С тех пор Дженни, разумеется, не встречала Джосайю. Она тщательно выбирала дорогу и никогда больше не ходила к нему, не приближалась даже к тому месту, где могла бы на него наткнуться. Дженни казалось, будто и он поступает так же, будто они по обоюдному согласию разделили город пополам.
Да и незачем ей было видеть его. Эзра писем не присылал. В один прекрасный день он явился домой собственной персоной. Однажды в воскресенье, когда Дженни спустилась к завтраку, она увидела на кухне брата. Он сидел на стуле в старых джинсах и потрепанном синем свитере, которые на время его армейской службы были пересыпаны нафталином и убраны. Но одежда висела на нем — как с чужого плеча. Дженни ужаснулась: до чего же он похудел! Короткая стрижка не шла ему. Лицо бледное, постаревшее, под глазами темные круги. Он сидел сгорбившись, зажав руки между коленями, а Перл тем временем соскребала в раковину обгорелую часть гренка.
— Ты что будешь, варенье или мед? — спросила она. — Дженни, посмотри-ка, кто к нам приехал!
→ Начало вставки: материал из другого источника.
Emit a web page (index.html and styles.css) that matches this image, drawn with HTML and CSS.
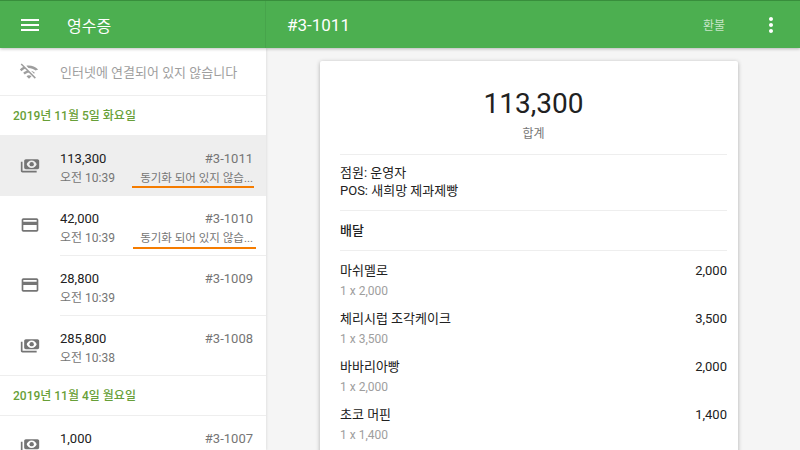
FILE: index.html
```html
<!DOCTYPE html>
<html lang="ko">
<head>
    <meta charset="UTF-8">
    <meta name="viewport" content="width=device-width, initial-scale=1.0">
    <title>영수증</title>
    <link rel="stylesheet" href="styles.css">
</head>
<body>
    <svg class="icon-defs" width="0" height="0">
        <symbol id="icon-cash" viewBox="0 -1 24 24">
            <g transform="translate(24 0) scale(-1 1)">
                <path fill-rule="evenodd" d="M19 14V6c0-1.1-.9-2-2-2H3c-1.1 0-2 .9-2 2v8c0 1.1.9 2 2 2h14c1.1 0 2-.9 2-2zM10 14.5c-3 0-5.500-2.500-6-4.500.5-2 3-4.500 6-4.500s5.500 2.500 6 4.500c-.5 2-3 4.500-6 4.500z"/>
                <circle cx="10" cy="10" r="2.600"/>
                <path d="M23 7v11c0 1.100-.9 2-2 2H4v-2h17V7h2z"/>
            </g>
        </symbol>
        <symbol id="icon-card" viewBox="0 0 24 24">
            <path d="M20 4H4c-1.110 0-1.990.89-1.990 2L2 18c0 1.110.89 2 2 2h16c1.110 0 2-.89 2-2V6c0-1.110-.89-2-2-2zm0 14H4v-6h16v6zm0-10H4V6h16v2z"/>
        </symbol>
    </svg>

    <header class="topbar">
        <div class="topbar-left">
            <svg class="menu-icon" viewBox="0 0 24 24"><path d="M3 18h18v-2H3v2zm0-5h18v-2H3v2zm0-7v2h18V6H3z"/></svg>
            <span class="app-title">영수증</span>
        </div>
        <div class="topbar-right">
            <span class="receipt-title">#3-1011</span>
            <span class="refund">환불</span>
            <svg class="more-icon" viewBox="0 0 24 24"><path d="M12 8c1.100 0 2-.9 2-2s-.9-2-2-2-2 .9-2 2 .9 2 2 2zm0 2c-1.100 0-2 .9-2 2s.9 2 2 2 2-.9 2-2-.9-2-2-2zm0 6c-1.100 0-2 .9-2 2s.9 2 2 2 2-.9 2-2-.9-2-2-2z"/></svg>
        </div>
    </header>

    <div class="layout">
        <aside class="sidebar">
            <div class="offline">
                <svg class="wifi-icon" viewBox="0 0 24 24"><path d="M22.990 9C19.150 5.160 13.800 3.680 8.840 4.540l2.530 2.530c3.030-.01 6.060 1.030 8.500 3.100zm-4 4c-1.290-1.290-2.840-2.130-4.490-2.560l3.530 3.530.96-.97zM2 3.050L5.070 6.100C3.600 6.820 2.220 7.780 1 9l1.990 2c1.240-1.240 2.670-2.160 4.200-2.770l2.240 2.240C7.810 10.890 6.270 11.730 5 13v.01L6.990 15c1.360-1.360 3.140-2.040 4.920-2.060L18.980 20l1.270-1.260L3.290 1.790 2 3.050zM9 17l3 3 3-3c-1.650-1.660-4.340-1.660-6 0z"/></svg>
                <span>인터넷에 연결되어 있지 않습니다</span>
            </div>

            <div class="date-head">2019년 11월 5일 화요일</div>

            <div class="row active">
                <svg class="pay-icon"><use href="#icon-cash"/></svg>
                <div class="row-body">
                    <div class="row-line">
                        <span class="amount">113,300</span>
                        <span class="number">#3-1011</span>
                    </div>
                    <div class="row-line">
                        <span class="time">오전 10:39</span>
                        <span class="unsynced">동기화 되어 있지 않습...</span>
                    </div>
                </div>
            </div>

            <div class="row">
                <svg class="pay-icon"><use href="#icon-card"/></svg>
                <div class="row-body">
                    <div class="row-line">
                        <span class="amount">42,000</span>
                        <span class="number">#3-1010</span>
                    </div>
                    <div class="row-line">
                        <span class="time">오전 10:39</span>
                        <span class="unsynced wide">동기화 되어 있지 않습...</span>
                    </div>
                </div>
            </div>

            <div class="row">
                <svg class="pay-icon"><use href="#icon-card"/></svg>
                <div class="row-body">
                    <div class="row-line">
                        <span class="amount">28,800</span>
                        <span class="number">#3-1009</span>
                    </div>
                    <div class="row-line">
                        <span class="time">오전 10:39</span>
                    </div>
                </div>
            </div>

            <div class="row last">
                <svg class="pay-icon"><use href="#icon-cash"/></svg>
                <div class="row-body">
                    <div class="row-line">
                        <span class="amount">285,800</span>
                        <span class="number">#3-1008</span>
                    </div>
                    <div class="row-line">
                        <span class="time">오전 10:38</span>
                    </div>
                </div>
            </div>

            <div class="date-head">2019년 11월 4일 월요일</div>

            <div class="row">
                <svg class="pay-icon"><use href="#icon-cash"/></svg>
                <div class="row-body">
                    <div class="row-line">
                        <span class="amount">1,000</span>
                        <span class="number">#3-1007</span>
                    </div>
                </div>
            </div>
        </aside>

        <main class="detail">
            <section class="receipt">
                <div class="total">
                    <div class="total-value">113,300</div>
                    <div class="total-label">합계</div>
                </div>
                <div class="staff">
                    <div>점원: 운영자</div>
                    <div>POS: 새희망 제과제빵</div>
                </div>
                <div class="order-type">배달</div>
                <div class="items">
                    <div class="item">
                        <div class="item-line"><span>마쉬멜로</span><span>2,000</span></div>
                        <div class="item-qty">1 x 2,000</div>
                    </div>
                    <div class="item">
                        <div class="item-line"><span>체리시럽 조각케이크</span><span>3,500</span></div>
                        <div class="item-qty">1 x 3,500</div>
                    </div>
                    <div class="item">
                        <div class="item-line"><span>바바리아빵</span><span>2,000</span></div>
                        <div class="item-qty">1 x 2,000</div>
                    </div>
                    <div class="item">
                        <div class="item-line"><span>초코 머핀</span><span>1,400</span></div>
                        <div class="item-qty">1 x 1,400</div>
                    </div>
                </div>
            </section>
        </main>
    </div>
</body>
</html>
```

FILE: styles.css
```css
* {
    box-sizing: border-box;
}

html,
body {
    height: 100%;
}

body {
    margin: 0;
    overflow: hidden;
    font-family: Roboto, "Noto Sans CJK KR", sans-serif;
    font-size: 13px;
    color: #212121;
    background: #f5f5f5;
}

.icon-defs {
    display: block;
    height: 0;
}

.topbar {
    position: relative;
    z-index: 2;
    display: flex;
    height: 48px;
    color: white;
    background: #4caf50;
    border-top: 1px solid #388e3c;
    box-shadow: 0 1px 3px rgba(0,0,0,0.25);
}

.topbar-left {
    display: flex;
    align-items: center;
    width: 266px;
    padding-left: 18px;
    border-right: 1px solid #47a44b;
}

.menu-icon {
    width: 24px;
    height: 24px;
    fill: white;
}

.app-title {
    margin-left: 25px;
    font-size: 16px;
}

.topbar-right {
    display: flex;
    align-items: center;
    flex: 1;
    padding-left: 21px;
}

.receipt-title {
    flex: 1;
    font-size: 17px;
}

.refund {
    margin-right: 34px;
    font-size: 12px;
    color: #c8e6c9;
}

.more-icon {
    width: 24px;
    height: 24px;
    margin-right: 17px;
    fill: white;
}

.layout {
    display: flex;
    height: 402px;
}

.sidebar {
    flex: none;
    width: 266px;
    background: white;
    box-shadow: 1px 0 2px rgba(0,0,0,0.08);
}

.offline {
    display: flex;
    align-items: center;
    height: 48px;
    padding-left: 19px;
    color: #9e9e9e;
    border-bottom: 1px solid #eeeeee;
}

.wifi-icon {
    width: 20px;
    height: 20px;
    margin-right: 21px;
    fill: #9e9e9e;
}

.date-head {
    display: flex;
    align-items: center;
    height: 40px;
    padding: 0 0 2px 13px;
    font-size: 12px;
    font-weight: 500;
    color: #689f38;
    border-bottom: 1px solid #eeeeee;
}

.row {
    display: flex;
    height: 60px;
}

.row.active {
    background: #eeeeee;
}

.pay-icon {
    flex: none;
    width: 20px;
    height: 20px;
    margin: 19px 20px 0 20px;
    fill: #757575;
}

.row-body {
    flex: 1;
    padding: 13px 13px 0 0;
    border-bottom: 1px solid #eeeeee;
}

.row.last .row-body {
    margin-left: -60px;
    padding-left: 60px;
}

.row-line {
    display: flex;
    justify-content: space-between;
    height: 20px;
    line-height: 20px;
}

.row-line + .row-line {
    margin-top: -1px;
}

.amount {
    color: #212121;
}

.number {
    color: #757575;
}

.time {
    color: #757575;
    font-size: 12px;
}

.unsynced {
    position: relative;
    color: #757575;
    font-size: 11.5px;
    white-space: nowrap;
}

/* hand drawn underline on the unsynced labels */
.unsynced::after {
    content: "";
    position: absolute;
    left: -8px;
    right: -1px;
    bottom: 0;
    height: 2px;
    background: #f57c00;
}

.unsynced.wide::after {
    left: -7px;
    right: -3px;
    bottom: -1px;
}

.detail {
    flex: 1;
    padding: 13px 0 0 54px;
    overflow: hidden;
}

.receipt {
    width: 418px;
    min-height: 420px;
    padding: 0 11px 0 20px;
    background: white;
    border-radius: 2px;
    box-shadow: 0 1px 4px rgba(0,0,0,0.3);
}

.total {
    height: 94px;
    padding-top: 25px;
    text-align: center;
    border-bottom: 1px solid #eeeeee;
}

.total-value {
    font-size: 28px;
    line-height: 36px;
    color: #212121;
}

.total-label {
    margin-top: 3px;
    color: #757575;
    font-size: 12px;
    line-height: 18px;
}

.staff {
    height: 56px;
    padding-top: 9px;
    line-height: 18px;
    border-bottom: 1px solid #eeeeee;
}

.order-type {
    height: 40px;
    font-weight: 500;
    line-height: 39px;
    border-bottom: 1px solid #eeeeee;
}

.items {
    padding-top: 10px;
}

.item {
    height: 48px;
}

.item-line {
    display: flex;
    justify-content: space-between;
    line-height: 20px;
}

.item-qty {
    font-size: 12px;
    line-height: 20px;
    color: #9e9e9e;
}
```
Эзра, целый и невредимый! Давай я налью тебе еще кофе, Эзра.
Эзра молчал, устало улыбаясь Дженни.
Выяснилось, что его демобилизовали как лунатика. Он ничего такого за собой не помнил, но каждую ночь видел один и тот же сон: он шагает по однообразной равнине, вокруг ни деревца, ни травинки, только потрескавшаяся глина, а над головой — безжизненный синий купол неба. Он медленно переставляет ноги и шагает, шагает, шагает… А по утрам у него болели все мышцы. Он думал — от дневных переходов, пока ему не объяснили, в чем дело. Всю ночь, сказали ему, он бродил по лагерю, неторопливо шагая между рядами коек. Солдаты просыпались, спрашивали: «Тулл, это ты?» И он уходил. Молча, не просыпаясь, шел куда-нибудь в другое место. Его молчание пугало некоторых солдат, особенно молодых. Посыпались жалобы. Его послали к врачу, тот дал ему коробочку с желтыми таблетками. Он стал принимать таблетки, но все равно продолжал ходить во сне, хотя иногда падал и оставался лежать до утра. Однажды, очевидно, он упал ничком, и, когда его разбудили, нос у него был в крови. Решили даже, что он сломал переносицу. Перелома не обнаружили, однако несколько дней кряду под глазами у Эзры не исчезали синяки. Затем Эзру направили к армейскому священнику, тот спросил, нет ли у него причин для беспокойства. Может быть, дома что-нибудь стряслось? Может, какая-нибудь история с женщиной? Или заболел кто-то из родных? Эзра на все вопросы ответил: «Нет». Он сказал священнику, что все в порядке. И что сам никак не возьмет в толк, отчего с ним все это происходит. Священник поинтересовался, нравится ли ему военная служба. И Эзра ответил, что это не может нравиться или не нравиться, просто через это надо пройти — вот как стоит вопрос. И добавил, что служба в армии не вполне в его вкусе, больно много крика и шума, тем не менее он вроде со всем справляется. Все идет своим чередом. Священник сказал ему, что в таком случае он должен постараться отучить себя ходить во сне. А на следующую же ночь Эзра отправился в нижнем армейском белье в городок, расположенный милях в четырех-пяти от лагеря; глаза его, безжизненные, как ночные окна, были широко раскрыты, но он крепко спал. И официантке в закусочной пришлось разбудить беднягу и попросить своего зятя отвезти его на машине в лагерь. На другой день вызвали еще одного врача. Тот задал Эзре несколько вопросов, подписал какие-то бумаги и отправил парня домой.